There are ways of transforming diagrams so that the symmetry is retained. The reader is probably familiar Euler’s formula for planar graphs: V + F – E = 2 where the letters stand for the numbers of vertices, faces, and edges. If a triple (V,F,E) satisfies this relation, then so does (F,V,E). That is, Euclid’s formula allows the existence of a graph with the number of vertices and faces swapped. And in fact, just this can be done. At the center of each face, define a new vertex and draw edges from these vertices to other vertices if the old figure had an edge between the corresponding faces. The result will be that each vertex will be transformed to a face, each face will be transformed to a vertex, and the edges will be spun around. This duality transformation converts a dodecahedron into an icosahedron:

where the outer edges of the icosahedron need to be a bit broken. Unfortunately, this is also not in the form of a knot. The vertices of the icosahedron have 5 edges meeting; we need instead 4.

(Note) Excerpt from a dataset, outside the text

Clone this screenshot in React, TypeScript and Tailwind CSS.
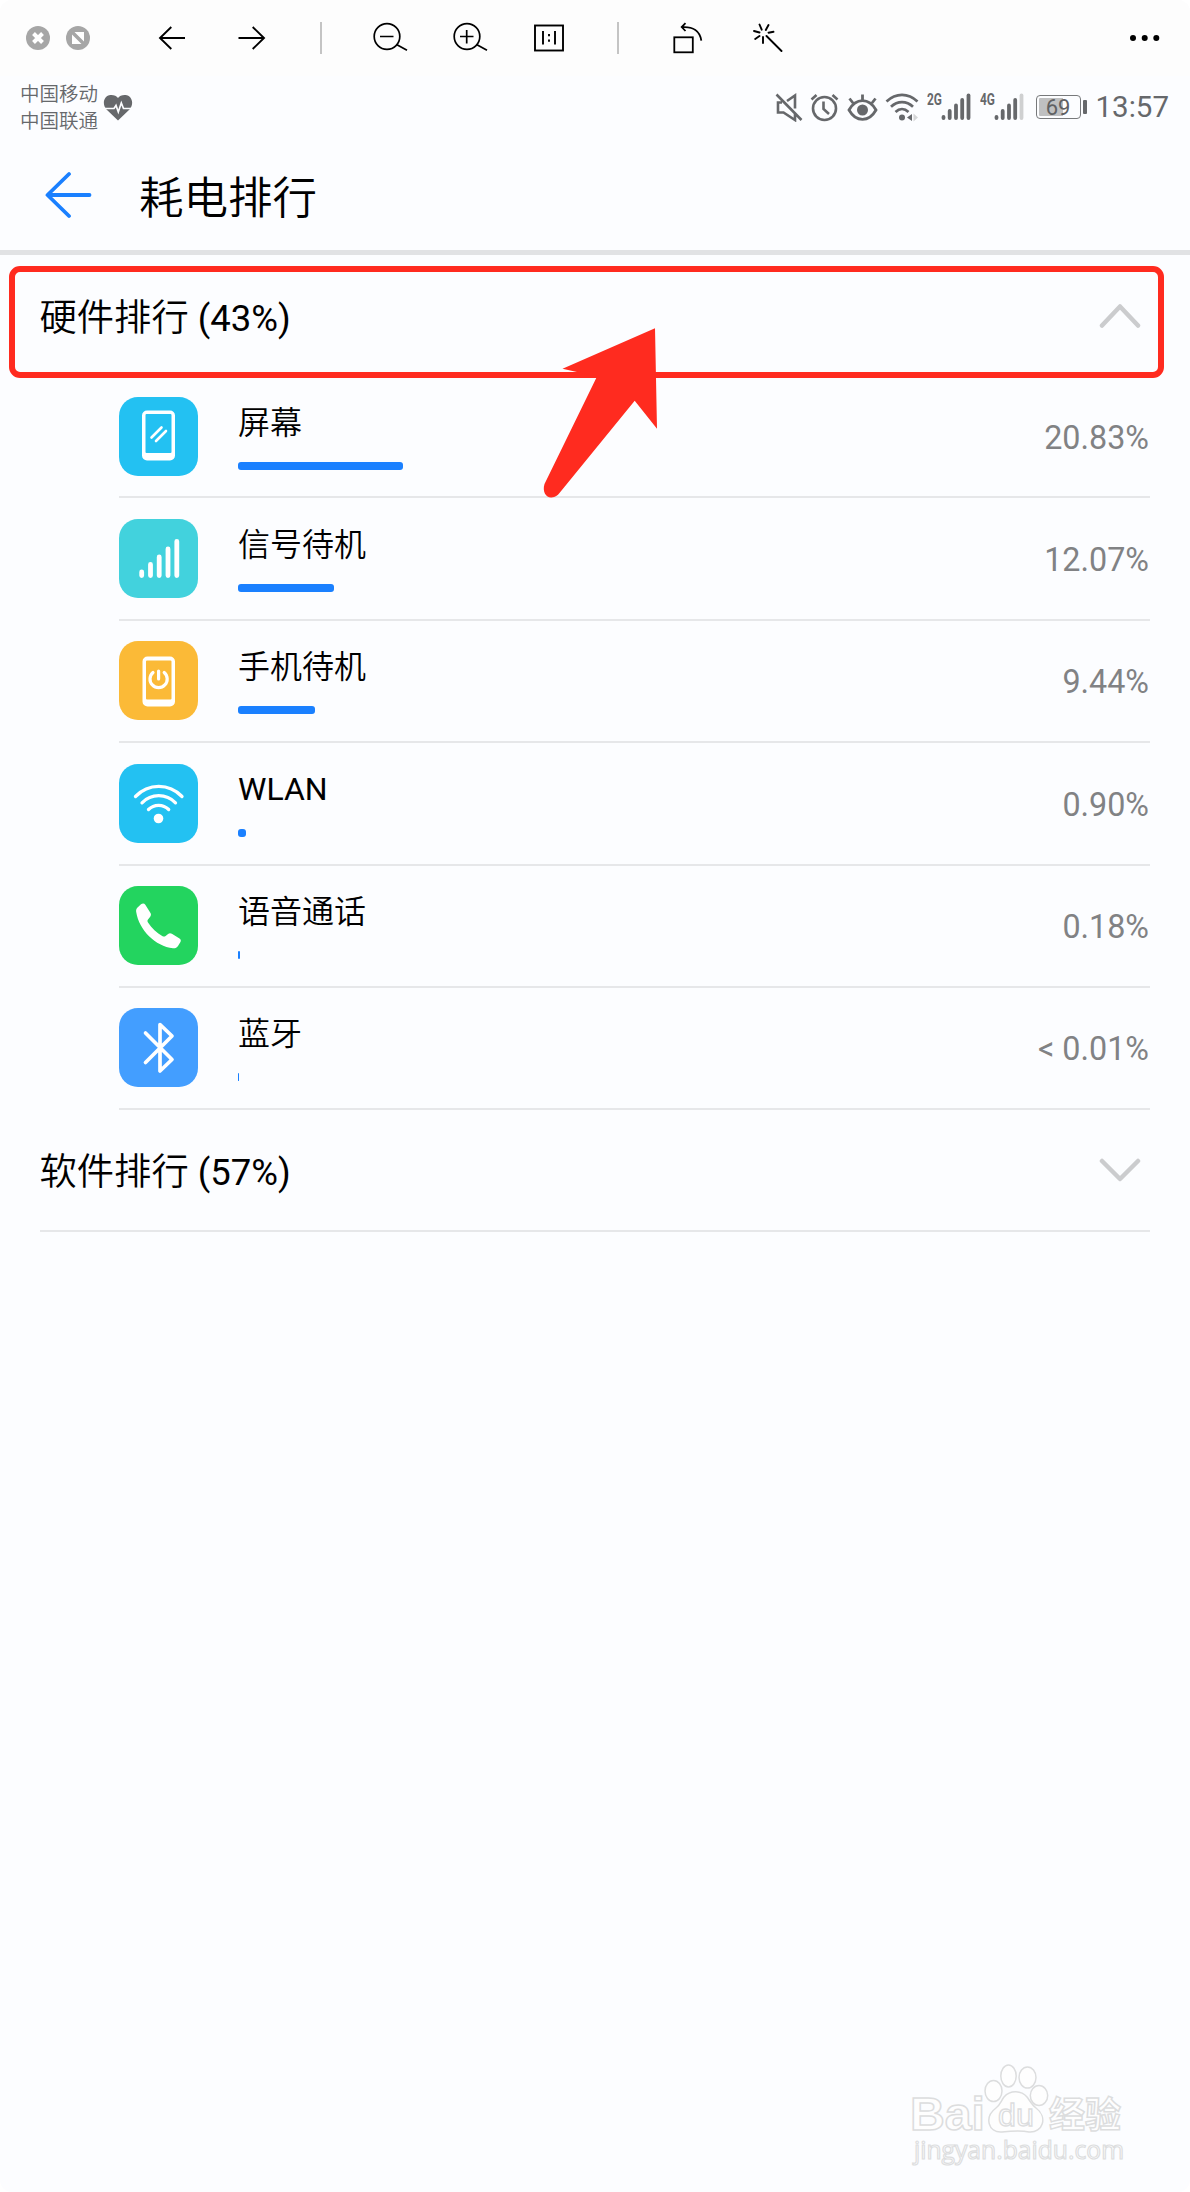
import { ReactNode, useState } from 'react'

interface UsageItem {
  name: string
  percent: string
  barWidth: number
  color: string
  icon: ReactNode
}

const hardware: UsageItem[] = [
  {
    name: '屏幕',
    percent: '20.83%',
    barWidth: 164.5,
    color: 'bg-[#23c1f2]',
    icon: (
      <>
        <path fillRule="evenodd" fill="#fff" d="M28 13.5h23a5 5 0 0 1 5 5v40a5 5 0 0 1-5 5H28a5 5 0 0 1-5-5v-40a5 5 0 0 1 5-5zM27.5 17a1 1 0 0 0-1 1v37a1 1 0 0 0 1 1h24a1 1 0 0 0 1-1V18a1 1 0 0 0-1-1z" />
        <path d="M32.5 40.5 42.5 30.5M37 44l10-10" stroke="#fff" strokeWidth="2.6" strokeLinecap="round" />
      </>
    ),
  },
  {
    name: '信号待机',
    percent: '12.07%',
    barWidth: 96,
    color: 'bg-[#42d2dd]',
    icon: <path d="M22.7 53v3.5M31.5 45.5v11M40.2 38v18.5M49 30v26.5M57.8 22.5v34" stroke="#fff" strokeWidth="4.8" strokeLinecap="round" />,
  },
  {
    name: '手机待机',
    percent: '9.44%',
    barWidth: 77,
    color: 'bg-[#fbba37]',
    icon: (
      <>
        <path fillRule="evenodd" fill="#fff" d="M28.5 15.5h22.5a5 5 0 0 1 5 5v40a5 5 0 0 1-5 5h-22.5a5 5 0 0 1-5-5v-40a5 5 0 0 1 5-5zM28 19.5a1 1 0 0 0-1 1v37a1 1 0 0 0 1 1h23.5a1 1 0 0 0 1-1v-37a1 1 0 0 0-1-1z" />
        <path d="M34 31.5a8.6 8.6 0 1 0 11.2 0M39.6 30v8" stroke="#fff" strokeWidth="3.2" strokeLinecap="round" />
      </>
    ),
  },
  {
    name: 'WLAN',
    percent: '0.90%',
    barWidth: 8,
    color: 'bg-[#23c1f2]',
    icon: (
      <>
        <path d="M16.5 32.5c13-13.5 33.5-13.5 46.5 0M23 38.8c9.3-9.5 24.2-9.5 33.5 0M29.5 45.5c5.6-5.6 14.6-5.6 20.2 0" stroke="#fff" strokeWidth="3.3" strokeLinecap="round" />
        <circle cx="39.5" cy="54.5" r="4.8" fill="#fff" />
      </>
    ),
  },
  {
    name: '语音通话',
    percent: '0.18%',
    barWidth: 2,
    color: 'bg-[#23d45f]',
    icon: (
      <path
        fill="#fff"
        d="M18.5 21.5l3.5-3.2c1.6-1.2 3.3-1 4.3.5l5.2 8.3c.8 1.5.5 2.8-.5 4l-2 2.4c-.8 1-.6 2 0 3 3.5 5.6 8.8 10.6 14.6 13.7 1 .6 2.1.5 3-.2l2.5-2c1.2-1 2.5-1 3.8-.2l7.6 4.7c1.5 1 1.7 2.4.8 3.8l-2.3 3.6c-1.2 1.8-2.8 2.5-5 2.3C36.5 60.5 20 44 17.2 26c-.3-1.9.1-3.3 1.3-4.5z"
      />
    ),
  },
  {
    name: '蓝牙',
    percent: '< 0.01%',
    barWidth: 1,
    color: 'bg-[#439eff]',
    icon: <path d="M26.5 25 53 51.5 41 63V16.5L53 28 26.5 54.5" stroke="#fff" strokeWidth="3.7" strokeLinecap="round" strokeLinejoin="round" />,
  },
]

function Toolbar() {
  return (
    <div className="flex h-[76px] items-center bg-[#fdfdfd] pl-[26px] pr-[30px]">
      <svg className="shrink-0" width="24" height="24" fill="none">
        <circle cx="12" cy="12" r="12" fill="#a6a6a6" />
        <path d="M7.5 7.5l9 9M16.5 7.5l-9 9" stroke="#fff" strokeWidth="4" />
      </svg>
      <svg className="ml-4 shrink-0" width="24" height="24">
        <circle cx="12" cy="12" r="12" fill="#a6a6a6" />
        <path d="M8.5 6H18v9.5zM6 8.5V18h9.5z" fill="#fff" />
      </svg>
      <svg className="ml-[67px] shrink-0" width="28" height="28" fill="none" stroke="#000" strokeWidth="1.9">
        <path d="M28 14H2.5M14.300 3 3 14l11.300 11" />
      </svg>
      <svg className="ml-[53px] shrink-0" width="28" height="28" fill="none" stroke="#000" strokeWidth="1.9">
        <path d="M.5 14H26.5M14.700 3 26 14 14.700 25" />
      </svg>
      <div className="ml-[54px] h-8 w-0.5 shrink-0 bg-[#c4c4c4]" />
      <svg className="ml-[50px] shrink-0" width="36" height="32" fill="none" stroke="#000" strokeWidth="1.7">
        <circle cx="15" cy="14.5" r="12.8" />
        <path d="M8 14.5h13.5M24.5 22.5 35 28.3" />
      </svg>
      <svg className="ml-11 shrink-0" width="36" height="32" fill="none" stroke="#000" strokeWidth="1.7">
        <circle cx="15" cy="14.5" r="12.8" />
        <path d="M8 14.5h13.5M14.7 8v13.5M24.5 22.5 35 28.3" />
      </svg>
      <svg className="ml-[46px] shrink-0" width="30" height="28" fill="none" stroke="#000" strokeWidth="1.9">
        <rect x="1" y="1.5" width="28" height="25" />
        <path d="M9 7v13.5M21 7v13.5" />
        <path d="M15 10v2.2M15 15.5v2.2" />
      </svg>
      <div className="ml-[53px] h-8 w-0.5 shrink-0 bg-[#c4c4c4]" />
      <svg className="ml-[54px] shrink-0" width="30" height="32" fill="none" stroke="#000" strokeWidth="1.8">
        <rect x="1.3" y="15.3" width="18.5" height="15" />
        <path d="M12.5 1.2 8.7 5l3.8 4M9 5.2c11-.8 18 4 19.3 13.5" />
      </svg>
      <svg className="ml-[50px] shrink-0" width="30" height="30" fill="none" stroke="#000" strokeWidth="1.9" strokeLinecap="round">
        <path d="M13.5 13 28.5 28M6.5 1.5l2.2 5.2M15.5 2l-2.7 5M20.5 8.8l-5 .9M1 8l5.5 1.5M6.500 13l-4.300 3M10 14v6" />
      </svg>
      <svg className="ml-auto shrink-0" width="32" height="8">
        <circle cx="5" cy="4" r="3" />
        <circle cx="16.7" cy="4" r="3" />
        <circle cx="28.3" cy="4" r="3" />
      </svg>
    </div>
  )
}

function Signal({ label, weak }: { label: string; weak?: boolean }) {
  return (
    <div className="flex items-start">
      <span className="w-[14px] origin-left scale-x-[0.7] font-['Roboto'] text-[17px] font-bold leading-[13px]">{label}</span>
      <svg width="30" height="28" fill="none" stroke="#66686b" strokeWidth="3.8" strokeLinecap="round">
        <path d="M2.5 24v1M8.7 18v7M15 12.5V25M21.2 7v18" />
        <path d="M27.5 2.5V25" stroke={weak ? '#cfd0d1' : '#66686b'} />
      </svg>
    </div>
  )
}

function StatusBar() {
  return (
    <div className="flex h-[62px] items-center pl-[20px] pr-[21px] text-[#66686b]">
      <div className="mt-[2px] text-[19.5px] font-[350] leading-[27px]">
        <div>中国移动</div>
        <div>中国联通</div>
      </div>
      <svg className="ml-[5px]" width="30" height="27" fill="none">
        <path d="M15 26.5 3.5 15.5C-1.5 10 1 1.5 7.5 1 11 .8 13.5 2 15 4c1.5-2 4-3.2 7.5-3C29 1.5 31.5 10 26.5 15.5z" fill="#66686b" />
        <path d="M1.5 14.5h9.5l2-3 2.3 6.5 3-9 2.2 5.5h8" stroke="#fcfdff" strokeWidth="1.7" />
      </svg>
      <svg className="ml-auto" width="28" height="29" fill="none" stroke="#66686b" strokeWidth="2.6">
        <path d="M1.5 1.5 26.5 27M7 9.5H3v10h5.5L20 27V21M12 8l8-5.5v13" />
      </svg>
      <svg className="ml-[7px]" width="29" height="29" fill="none" stroke="#66686b" strokeWidth="2.6">
        <circle cx="14.5" cy="15.5" r="11.5" />
        <path d="M13.5 8.5v7.5l5.5 5M1.5 6.5l5-4.5M27.5 6.5l-5-4.5" />
      </svg>
      <svg className="ml-[8px]" width="31" height="29" fill="none" stroke="#66686b" strokeWidth="2.8">
        <path d="M2 17c7-12.5 20-12.5 27 0-7 12.5-20 12.5-27 0zM15.5 1.5V8M2.5 5.5 6 10M28.5 5.5 25 10" />
        <circle cx="15.5" cy="17" r="5.5" fill="#66686b" stroke="none" />
      </svg>
      <svg className="ml-[7px]" width="34" height="29" fill="none" stroke="#66686b" strokeWidth="2.7">
        <path d="M1.5 8.5c9.5-8.8 21.5-8.8 31 0M6 13.8c6.5-6.2 15.5-6.2 22 0M10.5 19c4-3.8 9-3.8 13 0" />
        <circle cx="17" cy="24.5" r="3" fill="#66686b" stroke="none" />
        <path d="M22 24.5l5-3.5v7z" fill="#66686b" stroke="none" />
        <path d="M28.5 20.5v8l4.5-4z" fill="#d5d6d7" stroke="none" />
      </svg>
      <div className="ml-[8px] flex gap-[9px]">
        <Signal label="2G" />
        <Signal label="4G" weak />
      </div>
      <div className="ml-[12px] flex items-center gap-[2px]">
        <div className="flex h-[24px] w-[45px] rounded-[4px] border-[1.5px] border-[#77797b] bg-[linear-gradient(90deg,#bfc0c1_60%,transparent_60%)] bg-clip-content p-[2px]">
          <span className="flex-1 text-center text-[22px] leading-[19px] text-[#5f6163]">69</span>
        </div>
        <div className="h-[14px] w-[4px] rounded-[1px] bg-[#66686b]" />
      </div>
      <span className="ml-[9px] text-[29.5px] leading-[30px]">13:57</span>
    </div>
  )
}

function Chevron({ open }: { open: boolean }) {
  return (
    <svg width="42" height="26" fill="none" stroke="#cbccce" strokeWidth="4.5" strokeLinecap="round" strokeLinejoin="round">
      <path d={open ? 'M3 22.500 21 3.500l18 19' : 'M3 4l18 18L39 4'} />
    </svg>
  )
}

function UsageRow({ item }: { item: UsageItem }) {
  return (
    <div className="ml-[119px] mr-[40px] flex h-[122.35px] items-start border-b-2 border-[#e6e7e9] pt-[20.5px]">
      <div className={`h-[79px] w-[79px] shrink-0 rounded-[19px] ${item.color}`}>
        <svg width="79" height="79" fill="none">{item.icon}</svg>
      </div>
      <div className="ml-10 flex-1">
        <div className={`mt-[6px] h-[40px] text-[32px] ${item.name === 'WLAN' ? 'leading-[38px]' : 'font-[350] leading-[40px]'}`}>{item.name}</div>
        <div className="mt-[19px] h-2 rounded-[3px] bg-[#1a80ff]" style={{ width: item.barWidth }} />
      </div>
      <span className="mr-px mt-[21px] text-[32.3px] leading-[40px] text-[#818284]">{item.percent}</span>
    </div>
  )
}

function Watermark() {
  return (
    <svg className="absolute left-[904px] top-[2056px]" width="240" height="130" fill="#fefefe" stroke="#dcddde" strokeWidth="1.5">
      <text x="6" y="74" fontSize="46" fontFamily="Liberation Sans" fontWeight="bold" textLength="75" lengthAdjust="spacingAndGlyphs">Bai</text>
      <ellipse cx="89.5" cy="35" rx="8.5" ry="10.5" />
      <ellipse cx="104.5" cy="20" rx="7.7" ry="11" />
      <ellipse cx="123.5" cy="21.5" rx="8.5" ry="10.5" />
      <ellipse cx="135" cy="39.5" rx="8.7" ry="10" />
      <path d="M100 41c6-7 17-7 23 0 3 4 5 8 9 11 12 9 7 25-7 24-9-2-18-1-27 0-14 1-18-15-6-24 4-3 5-7 8-11z" />
      <text x="94" y="70" fontSize="31" fontFamily="Liberation Sans" strokeWidth="1.3" textLength="36" lengthAdjust="spacingAndGlyphs">du</text>
      <text x="145" y="72" fontSize="36" fontFamily="Noto Sans CJK SC" fontWeight="bold" textLength="72" lengthAdjust="spacingAndGlyphs">经验</text>
      <text x="10" y="103" fontSize="25" fontFamily="Open Sans" strokeWidth="1.2" textLength="210" lengthAdjust="spacingAndGlyphs">jingyan.baidu.com</text>
    </svg>
  )
}

function SectionTitle({ title, total }: { title: string; total: string }) {
  return (
    <span className="mt-[5px] text-[37.3px] font-[350] leading-[48px]">
      {title} <span className="text-[36.5px] font-normal">({total})</span>
    </span>
  )
}

export default function App() {
  const [hardwareOpen, setHardwareOpen] = useState(true)

  return (
    <div className="bg-white">
      <div className="relative h-[2192px] w-[1190px] overflow-hidden rounded-[12px] bg-[#fcfdff] font-['Roboto','Noto_Sans_CJK_SC',sans-serif] text-black">
        <Toolbar />
        <StatusBar />

        <div className="flex h-[117px] items-center border-b-[5px] border-[#e1e2e4] pl-[45px]">
          <svg className="mt-[2px]" width="48" height="48" fill="none" stroke="#1a80ff" strokeWidth="3.8" strokeLinecap="round" strokeLinejoin="round">
            <path d="M44.5 24H3M24 3 2.5 24 24 45" />
          </svg>
          <h1 className="ml-[46px] mt-[9px] text-[44.5px] font-[350] leading-[56px]">耗电排行</h1>
        </div>

        <button
          onClick={() => setHardwareOpen(!hardwareOpen)}
          className="flex h-[121.15px] w-full items-center justify-between pl-[39.5px] pr-[49px]"
        >
          <SectionTitle title="硬件排行" total="43%" />
          <Chevron open={hardwareOpen} />
        </button>

        {hardwareOpen && hardware.map((item) => <UsageRow key={item.name} item={item} />)}

        <div className="ml-[39.5px] mr-[40px] flex h-[121.3px] items-center justify-between border-b-2 border-[#e6e7e9] pr-[9px]">
          <SectionTitle title="软件排行" total="57%" />
          <Chevron open={false} />
        </div>

        {/* highlight frame and pointer over the first section */}
        <div className="pointer-events-none absolute left-[9px] top-[266px] h-[112px] w-[1155px] rounded-[11px] border-[6px] border-[#ff2b1f]" />
        <svg className="pointer-events-none absolute left-[540px] top-[320px]" width="124" height="184" fill="#ff2b1f">
          <path d="M115 8.3 22.5 48.7 57 56.5 4.5 164c-2.5 8 2 14 7 13.5 4-.3 6-2 8-4.500L94.700 80.700 117 108.700z" />
        </svg>

        <Watermark />
      </div>
    </div>
  )
}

There is a transformation that will take an arbitrary graph and turn it into a knot. We need to replace each edge with two edges. The trivial way to do this is as follows:

But this isn’t much of a knot; it falls apart. Instead, we may make progress by replacing each edge with two edges with a crossing. The result is that each edge is doubled so E’ <= 2E, each vertex becomes a face and the old faces are kept so that F’ <= F+V, and each edge becomes a vertex so V’ <= E. Computing, we have V’ + F’ – E’ = (E) + (F+V) – (2E) = V + F – E = 2. Drawing over the black dodecahedron with colored lines, we find that there are six loops:

If a graph is in solid form, such as the edges of an icosahedron, and is regular enough, the above transformation can be obtained by cutting the vertices back to the centers of the edges. That is, the above modified icosahedron graph is also the edge graph of an icosahedron modified by a dodecahedron, the icosidodecahedron.

The tying diagram for the Monkey’s fist is built from 3 loops. One ties this with a single line by diverting the line from one loop to another after each loop has been traced an appropriate number of times (the usual is 3). The result is a knot with cubic symmetry. One could use the same method to tie a knot with icoshedral symmetry. There would be 40 crossings, so it’s a fairly complicated knot.

Another way of modifying a knot is to draw a line parallel to an already existing line. When the existing line is in the form of a loop, this can be thought of as splitting a loop into two. This can be repeated. Suppose we take all the loops of a knot and split them into four or five loops each. The result will be that each intersection (or vertex or crossing) will a square array of crossings. These regions will become cross hatches. Note that a square field of cross hatches has no contribution to Euler’s formula as each square has one face, four 1/4 vertices, and four half edges so the change in V+F-E is zero. In this sense, rectangles meeting four at a corner are flat.

Since Euclid’s formula gives V+F-E = 2, there has to be regions of the knot that contribute nonzero to this formula. For icosahedral symmetry in a knot, the natural way to arrange for this is to have 12 pentagons and 20 triangles. That is, the contribution to vertices from each pentagonal face will be 5/4 as the vertex is shared by 4 faces; the contribution to edges is 5/2. Similarly, the number of vertices from each triangle is 3/4 and the edge contribution is 3/2. The contribution from 12 pentagons is (12) + (12×5/4)-(12×5/2) = -3, while the contribution from 20 triangles is (20) + (20×3/4) – (20×3/2) = 5. Thus, as expected, a knot with overall approximate icosahedral symmetry will need 12 pentagons and 20 triangles.

Another basic topological operation that can be done on a knot, cutting and gluing. In order to preserve the flatness and/or approximate symmetry of the knot, this can be done by shifting the cut ends by one. if the cut and paste is made across quadrilaterals, then the cut will conveniently preserve the shape of the cut pieces, that is, the cut and paste will transform quadrilaterals to quadrilaterals:

Now if we split a loop, the result will be two loops separated by a series of quadrilaterals. Therefore, combining these two transforms is a way of changing the connectivity of a knot while keeping the number and types of shapes the same.

So. Here’s the challenge. Begin with the icosidodecahedron. It requires 6 loops. Duplicate each loop it now needs 12. Consider cuts between loops. Is there a way of choosing these so that the resulting knot becomes a single loop knot? If there is more than one way, what is the most elegant? And can any of them be tied as a Turk’s Head, that is, in a simple repetitive manner on a cylinder?